▸ Given request
Search the material below for the string "page" and list each line that holds it.

Front-end source files:
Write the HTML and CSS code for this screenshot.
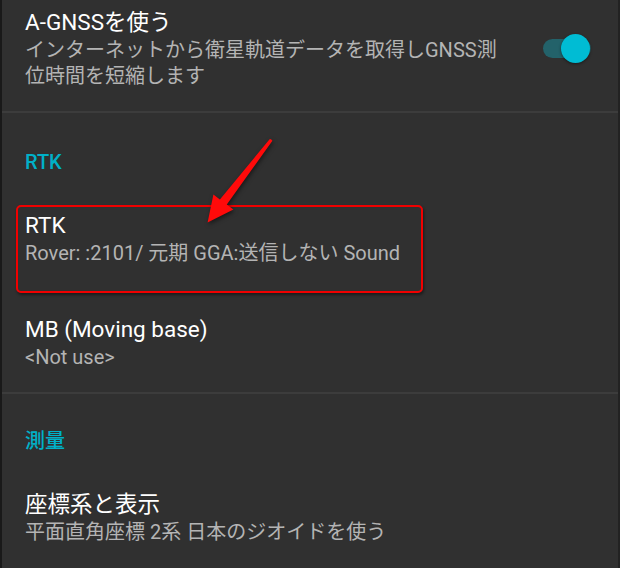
FILE: index.html
```html
<!DOCTYPE html>
<html lang="ja">
<head>
<meta charset="utf-8">
<link rel="stylesheet" href="styles.css">
</head>
<body>
<div class="screen">
  <div class="pref pref-first">
    <div class="pref-text">
      <div class="pref-title">A-GNSSを使う</div>
      <div class="pref-summary">インターネットから衛星軌道データを取得しGNSS測位時間を短縮します</div>
    </div>
    <div class="switch">
      <div class="switch-track"></div>
      <div class="switch-thumb"></div>
    </div>
  </div>
  <div class="divider"></div>
  <div class="category">RTK</div>
  <div class="pref">
    <div class="pref-text">
      <div class="pref-title">RTK</div>
      <div class="pref-summary">Rover: :2101/ 元期 GGA:送信しない Sound</div>
    </div>
  </div>
  <div class="pref pref-last">
    <div class="pref-text">
      <div class="pref-title">MB (Moving base)</div>
      <div class="pref-summary">&lt;Not use&gt;</div>
    </div>
  </div>
  <div class="divider"></div>
  <div class="category category-cjk">測量</div>
  <div class="pref">
    <div class="pref-text">
      <div class="pref-title">座標系と表示</div>
      <div class="pref-summary">平面直角座標 2系 日本のジオイドを使う</div>
    </div>
  </div>

  <div class="highlight-box"></div>
  <svg class="arrow" width="620" height="568" viewBox="0 0 620 568">
    <path d="M269.6,139.2 Q271,138.6 272.4,140.8 L226.8,204.6 L233.4,209.4 L207.6,222.4 L213.4,194.4 L219.9,199.4 Z" fill="#ff0a0a"/>
  </svg>
</div>
</body>
</html>
```

FILE: styles.css
```css
html, body {
  margin: 0;
  padding: 0;
  background: #303030;
}

.screen {
  position: relative;
  width: 620px;
  height: 568px;
  box-sizing: border-box;
  border-left: 2px solid #191919;
  border-right: 2px solid #222222;
  background: #303030;
  overflow: hidden;
  font-family: Roboto, "Noto Sans CJK JP", sans-serif;
}

.pref {
  display: flex;
  align-items: center;
  padding: 24px 23px;
}

.pref-first {
  padding-top: 7px;
  padding-bottom: 22px;
}

.pref-last {
  padding-bottom: 22px;
}

.pref-text {
  width: 482px;
}

.pref-title {
  font-size: 22.5px;
  line-height: 30px;
  color: #ffffff;
}

.pref-summary {
  font-size: 20px;
  line-height: 26px;
  color: #b4b4b4;
}

.switch {
  position: relative;
  width: 48px;
  height: 29px;
  margin-left: auto;
  margin-right: 4px;
}

.switch-track {
  position: absolute;
  left: 0;
  top: 5px;
  width: 48px;
  height: 19px;
  border-radius: 10px;
  background: #23626a;
}

.switch-thumb {
  position: absolute;
  right: 1px;
  top: 0;
  width: 29px;
  height: 29px;
  border-radius: 50%;
  background: #00bcd4;
  box-shadow: 0 1px 3px rgba(0, 0, 0, 0.45);
}

.divider {
  height: 2px;
  background: #3c3c3c;
}

.category {
  padding: 37px 23px 12px;
  font-size: 20px;
  line-height: 24px;
  font-weight: 500;
  color: #00b0c8;
}

.category-cjk {
  padding-top: 35px;
}

.highlight-box {
  position: absolute;
  left: 14px;
  top: 205px;
  width: 403px;
  height: 84px;
  border: 2px solid #f00000;
  border-radius: 5px;
  box-shadow: 1px 2px 3px rgba(0, 0, 0, 0.45);
}

.arrow {
  position: absolute;
  left: -2px;
  top: 0;
  filter: drop-shadow(1px 2px 2px rgba(0, 0, 0, 0.5));
}
```
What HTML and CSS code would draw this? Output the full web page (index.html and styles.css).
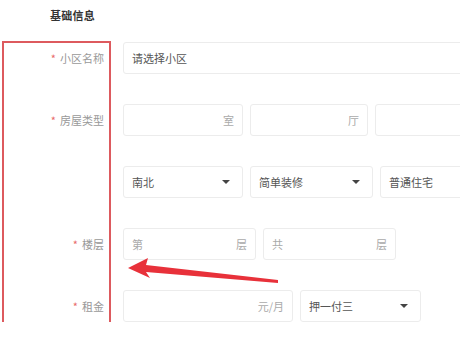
FILE: index.html
```html
<!doctype html>
<html lang="zh-CN">
  <head>
    <meta charset="utf-8" />
    <title>基础信息</title>
    <link rel="stylesheet" href="styles.css">
  </head>
  <body>
    <div class="page">
      <div class="section-title">基础信息</div>

      <div class="form">
        <div class="row">
          <label class="label"><span class="req">*</span>小区名称</label>
          <div class="fields">
            <div class="field wide"><span class="value">请选择小区</span></div>
          </div>
        </div>

        <div class="row">
          <label class="label"><span class="req">*</span>房屋类型</label>
          <div class="fields">
            <div class="field room"><span class="unit">室</span></div>
            <div class="field hall"><span class="unit">厅</span></div>
            <div class="field rest"></div>
          </div>
        </div>

        <div class="row">
          <label class="label"></label>
          <div class="fields">
            <div class="field room"><span class="value">南北</span><span class="caret"></span></div>
            <div class="field deco"><span class="value">简单装修</span><span class="caret"></span></div>
            <div class="field rest"><span class="value">普通住宅</span></div>
          </div>
        </div>

        <div class="row">
          <label class="label"><span class="req">*</span>楼层</label>
          <div class="fields">
            <div class="field floor"><span class="hint">第</span><span class="unit">层</span></div>
            <div class="field floor"><span class="hint">共</span><span class="unit">层</span></div>
          </div>
        </div>

        <div class="row">
          <label class="label"><span class="req">*</span>租金</label>
          <div class="fields">
            <div class="field rent"><span class="unit">元/月</span></div>
            <div class="field pay"><span class="value">押一付三</span><span class="caret"></span></div>
          </div>
        </div>
      </div>

      <!-- annotation: red frame around labels + arrow -->
      <div class="mark-box"></div>
      <svg class="mark-arrow" width="160" height="40" viewBox="0 0 160 40">
        <polygon points="0,10 20,0 18,7 150,22 150,25 18,14 22,20" fill="#e8313a" />
      </svg>
    </div>
  </body>
</html>
```

FILE: styles.css
```css
* {
  box-sizing: border-box;
}

html,
body {
  margin: 0;
  background: #fff;
}

body {
  font-family: 'Noto Sans CJK SC', 'Noto Sans', sans-serif;
  color: #555;
}

.page {
  position: relative;
  width: 460px;
  height: 322px;
  overflow: hidden;
}

.section-title {
  height: 42px;
  padding: 7px 0 0 50px;
  font-size: 11px;
  font-weight: 700;
  color: #333;
  letter-spacing: 0.02em;
}

.form {
  display: flex;
  flex-direction: column;
  gap: 30px;
}

.row {
  display: flex;
  align-items: center;
  height: 32px;
}

.label {
  width: 104px;
  flex-shrink: 0;
  text-align: right;
  font-size: 11px;
  color: #999;
}

.req {
  color: #e86a6a;
  margin-right: 4px;
}

.fields {
  display: flex;
  gap: 7px;
  margin-left: 19px;
  flex: 1;
  height: 100%;
}

.field {
  display: flex;
  align-items: center;
  height: 100%;
  padding: 0 8px;
  border: 1px solid #ececec;
  border-radius: 3px;
  font-size: 11px;
  background: #fff;
}

.wide {
  width: 360px;
}

.room {
  width: 120px;
}

.hall {
  width: 118px;
}

.deco {
  width: 123px;
}

.rest {
  width: 120px;
}

.floor {
  width: 133px;
}

.rent {
  width: 170px;
}

.pay {
  width: 121px;
}

.value {
  color: #555;
}

.hint {
  color: #aaa;
}

.unit {
  margin-left: auto;
  color: #aaa;
}

.caret {
  margin-left: auto;
  margin-right: 4px;
  width: 0;
  height: 0;
  border-left: 4px solid transparent;
  border-right: 4px solid transparent;
  border-top: 4px solid #444;
}

.mark-box {
  position: absolute;
  left: 2px;
  top: 41px;
  width: 109px;
  height: 300px;
  border: 2px solid #dd5a5e;
}

.mark-arrow {
  position: absolute;
  left: 128px;
  top: 258px;
}
```
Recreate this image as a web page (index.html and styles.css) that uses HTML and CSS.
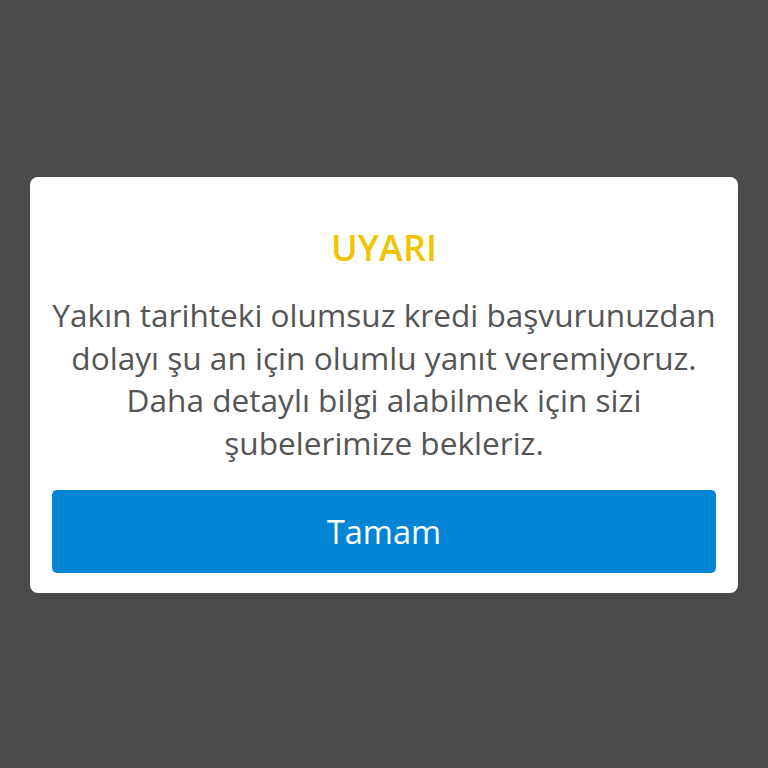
FILE: index.html
```html
<!DOCTYPE html>
<html lang="tr">
<head>
  <meta charset="UTF-8" />
  <meta name="viewport" content="width=device-width, initial-scale=1" />
  <title>Uyarı</title>
  <link rel="stylesheet" href="styles.css">
</head>
<body>
  <div class="overlay">
    <div class="dialog">
      <h1 class="dialog-title">UYARI</h1>
      <p class="dialog-text">Yakın tarihteki olumsuz kredi başvurunuzdan dolayı şu an için olumlu yanıt veremiyoruz. Daha detaylı bilgi alabilmek için sizi şubelerimize bekleriz.</p>
      <button class="dialog-button">Tamam</button>
    </div>
  </div>
</body>
</html>
```

FILE: styles.css
```css
html,
body {
  margin: 0;
  height: 100%;
}

body {
  background-color: #4a4a4a;
  font-family: "Open Sans", sans-serif;
}

.overlay {
  box-sizing: border-box;
  padding: 177px 30px 0;
}

.dialog {
  background-color: #fff;
  border-radius: 8px;
  padding: 49px 22px 20px;
  text-align: center;
}

.dialog-title {
  margin: 0;
  color: #f0c400;
  font-size: 36px;
  font-weight: 600;
  line-height: 44px;
}

.dialog-text {
  margin: 24px 0 26px;
  color: #555;
  font-size: 31.6px;
  line-height: 42.5px;
}

.dialog-button {
  display: block;
  width: 100%;
  height: 83px;
  border: none;
  border-radius: 5px;
  background-color: #0484d4;
  color: #fff;
  font-family: "Open Sans", sans-serif;
  font-size: 32.5px;
  cursor: pointer;
}
```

▸ Problem solution
What HTML and CSS code would draw this? Output the full web page (index.html and styles.css).
    <div class="page">
.page {
Recreate this image as a web page (index.html and styles.css) that uses HTML and CSS.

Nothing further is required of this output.